La virtuosa trayectoria comenzó con la Carta Magna de 1215, en la cual la Corona reconoció las limitaciones de su poder y fue espoleada por la Revolución Gloriosa de 1688, en la cual el Parlamento consolidó el suyo. En el siglo xix se amplió el sufragio, se implementaron políticas sociales y el Reino Unido evitó los conflictos cívicos que desestabilizaron la vecindad continental. Inglaterra había tenido su revolución antes que nadie cuando a mediados del siglo XVII fue decapitado el rey y proclamada una efímera república puritana.
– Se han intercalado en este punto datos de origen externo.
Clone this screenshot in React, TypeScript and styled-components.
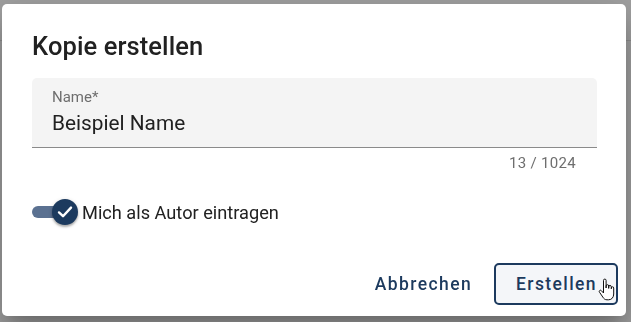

La gran explicación del Reino Unido en su esplendor decimonónico corrió de la mano del poeta, alto funcionario e historiador aristócrata lord Thomas Macaulay, uno de los más eminentes entre los muchos egregios que produjo el largo reinado de Victoria. Escribió que gracias al acuerdo entre la Corona y el Parlamento en 1688 “se descubrió que la autoridad de la ley y la seguridad de la propiedad eran compatibles con la libertad de opinión y de la acción individual como nunca lo fueron antes y como de la favorable unión entre el orden y la libertad nació una prosperidad de la cual no existen ejemplos en los anales de las conductas humanas”.
En una de esas deliciosas casualidades que recorren la historia, Macaulay publicó su panegírico sobre la democracia liberal que el Reino Unido exportó a Estados Unidos en 1848, el año en el cual estallaron revoluciones en gran parte de Europa y Karl Marx y Friedrich Engels publicaron en Londres el Manifiesto Comunista. El Reino Unido, dedicado a lo que era lo suyo, siguió su curso reformista.
El gran relato británico se detuvo en el siglo xx cuando el Reino Unido ganó dos guerras mundiales y, debido al esfuerzo realizado, se convirtió en una potencia mediana. “Si alguien pregunta por qué morimos, / di que nuestros padres mintieron”, escribió Rudyard Kipling, el cantor de las grandezas victorianas, sobre la lápida de su único hijo, que en 1916 cayó en el frente.
El Reino Unido perdió su Empire y, como ocurre con todo imperio en fase de decadencia, la búsqueda de un nuevo papel fue un ejercicio frustrante. Y, como también sucede, el que tuvo retuvo. Los británicos no han dejado de ser excepcionales.